Quel rôle de la Russie ?
Carole Grimaud Potter rappelle le statut à part de la République de Donetsk: considérée comme un territoire indépendant par la Russie elle fait toujours officiellement partie de l'Ukraine pour la communauté internationale. Cette région est très influencée par les Russes, et dans ce contexte, ces prisonniers étrangers peuvent devenir un atout politique important pour Moscou, d'autant que la Russie n'est pas officiellement impliquée dans ce jugement.

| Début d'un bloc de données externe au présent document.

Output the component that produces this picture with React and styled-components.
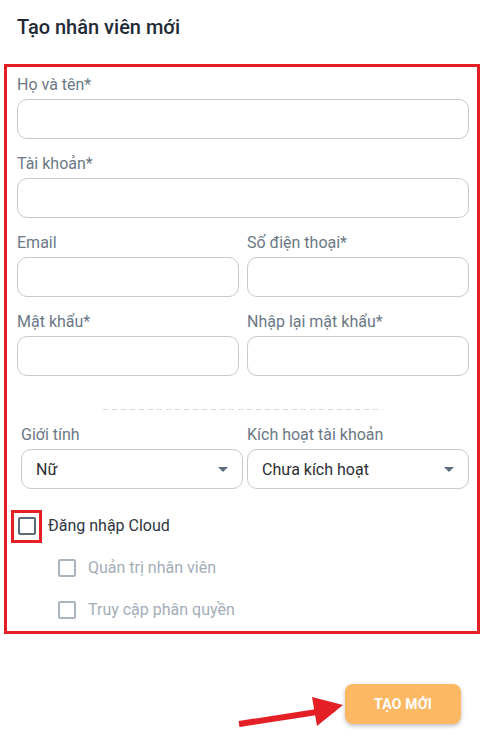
import React from "react";
import styled, { createGlobalStyle } from "styled-components";

const Global = createGlobalStyle`
  html, body { margin: 0; padding: 0; background: #fff; }
  body { font-family: Roboto, "Noto Sans", Arial, sans-serif; }
  * { box-sizing: border-box; }
`;

const Page = styled.div`
  padding: 0 9px 30px 4px;
`;

const Title = styled.h1`
  margin: 0 0 25px 13px;
  padding-top: 16px;
  font-size: 20px;
  line-height: 23px;
  font-weight: 500;
  color: #1f2a37;
`;

const FormBox = styled.div`
  border: 3px solid #e41f25;
  padding: 9px 8px 0 10px;
`;

const Fields = styled.div`
  display: grid;
  row-gap: 16px;
`;

const Row = styled.div`
  display: grid;
  grid-template-columns: 1fr 1fr;
  column-gap: ${(p) => p.$gap || 8}px;
  padding-left: ${(p) => p.$indent || 0}px;
`;

const Field = styled.label`
  display: flex;
  flex-direction: column;
  gap: 5px;
`;

const Label = styled.span`
  font-size: 16px;
  line-height: 18px;
  color: #6b7886;
`;

const Input = styled.input`
  height: 40px;
  width: 100%;
  border: 1px solid #c9c9c9;
  border-radius: 10px;
  background: #fff;
  font: inherit;
  padding: 0 14px;
  outline: none;
`;

const Select = styled.div`
  height: 40px;
  border: 1px solid #c9c9c9;
  border-radius: 10px;
  display: flex;
  align-items: center;
  justify-content: space-between;
  padding: 0 14px 0 14px;
  font-size: 16px;
  color: #2b2f33;
`;

const Divider = styled.div`
  width: 280px;
  height: 1px;
  margin: 33px auto 16px;
  background-image: linear-gradient(to right, #d9d9d9 0 5px, transparent 5px 9px);
  background-size: 9px 1px;
`;

const CheckList = styled.div`
  margin-top: 16px;
  display: flex;
  flex-direction: column;
`;

const CheckRow = styled.div`
  height: 42px;
  display: flex;
  align-items: center;
  gap: ${(p) => (p.$sub ? 12 : 6)}px;
  padding-left: ${(p) => (p.$sub ? 41 : 0)}px;
`;

const Highlight = styled.span`
  display: inline-flex;
  margin-left: -6px;
  border: 3px solid #e41f25;
  padding: 4px 3px 5px 4px;
`;

const Box = styled.span`
  width: 18px;
  height: 18px;
  border: 2px solid ${(p) => (p.$muted ? "#aab4bf" : "#5b6b7a")};
  border-radius: 2px;
  display: inline-block;
`;

const CheckText = styled.span`
  font-size: 16px;
  line-height: 18px;
  color: ${(p) => (p.$muted ? "#a3adb8" : "#2f3540")};
`;

const Footer = styled.div`
  display: flex;
  justify-content: flex-end;
  align-items: flex-start;
  margin-top: 50px;
  padding-right: 19px;
`;

const Arrow = styled.svg`
  margin-top: 11px;
  flex: none;
`;

const Button = styled.button`
  width: 116px;
  height: 40px;
  border: none;
  border-radius: 8px;
  background: #fdb863;
  color: #fff;
  font-family: Roboto, Arial, sans-serif;
  font-weight: 700;
  font-size: 14px;
  letter-spacing: 0.2px;
  box-shadow: 0 2px 4px rgba(0, 0, 0, 0.25);
  cursor: pointer;
`;

const Caret = () => (
  <svg width="10" height="5" viewBox="0 0 10 5">
    <path d="M0 0 L10 0 L5 5 Z" fill="#5f6e7c" />
  </svg>
);

const TextField = ({ label }) => (
  <Field>
    <Label>{label}</Label>
    <Input />
  </Field>
);

const SelectField = ({ label, value }) => (
  <Field as="div">
    <Label>{label}</Label>
    <Select>
      <span>{value}</span>
      <Caret />
    </Select>
  </Field>
);

export default function App() {
  return (
    <Page>
      <Global />
      <Title>Tạo nhân viên mới</Title>
      <FormBox>
        <Fields>
          <TextField label="Họ và tên*" />
          <TextField label="Tài khoản*" />
          <Row>
            <TextField label="Email" />
            <TextField label="Số điện thoại*" />
          </Row>
          <Row>
            <TextField label="Mật khẩu*" />
            <TextField label="Nhập lại mật khẩu*" />
          </Row>
        </Fields>
        <Divider />
        <Row $gap={4} $indent={4}>
          <SelectField label="Giới tính" value="Nữ" />
          <SelectField label="Kích hoạt tài khoản" value="Chưa kích hoạt" />
        </Row>
        <CheckList>
          <CheckRow>
            <Highlight>
              <Box />
            </Highlight>
            <CheckText>Đăng nhập Cloud</CheckText>
          </CheckRow>
          <CheckRow $sub>
            <Box $muted />
            <CheckText $muted>Quản trị nhân viên</CheckText>
          </CheckRow>
          <CheckRow $sub>
            <Box $muted />
            <CheckText $muted>Truy cập phân quyền</CheckText>
          </CheckRow>
        </CheckList>
      </FormBox>
      <Footer>
        <Arrow width="108" height="36" viewBox="0 0 108 36">
          <line x1="2" y1="29" x2="80" y2="17" stroke="#e41f25" strokeWidth="6" />
          <polygon points="106,10 75,2 80,31" fill="#e41f25" />
        </Arrow>
        <Button>TẠO MỚI</Button>
      </Footer>
    </Page>
  );
}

C'est la République de Donetsk qui a condamné, pas elle, "la Russie se désengage de cette décision tout en tirant les ficelles", explique l'historienne.
Selon elle, ce jugement pourrait être "un exemple, une réponse à la condamnation du soldat russe, condamné à la prison à perpétuité" à Kiev fin mai pour le meurtre d'un civil. Ces prisonniers représentent également une monnaie d'échange potentielle, pour récupérer des prisonniers russes. "Il est possible aussi que les Russes proposent d'intervenir en faveur des prisonniers, en moyennant cette intervention auprès de la communauté internationale", avance Carole Grimaud Potter.
Reste à attendre désormais le résultat des prochains jugements. Les trois combattants vont "faire appel" de leur condamnation, a précisé à Tass l'avocat de l'un des trois hommes, Pavel Kossovan. Le tribunal a par ailleurs expliqué aux trois condamnés qu'ils pouvaient aussi demander une grâce, ce qui pourrait commuer leur peine en une sentence de détention à vie ou 25 ans de prison.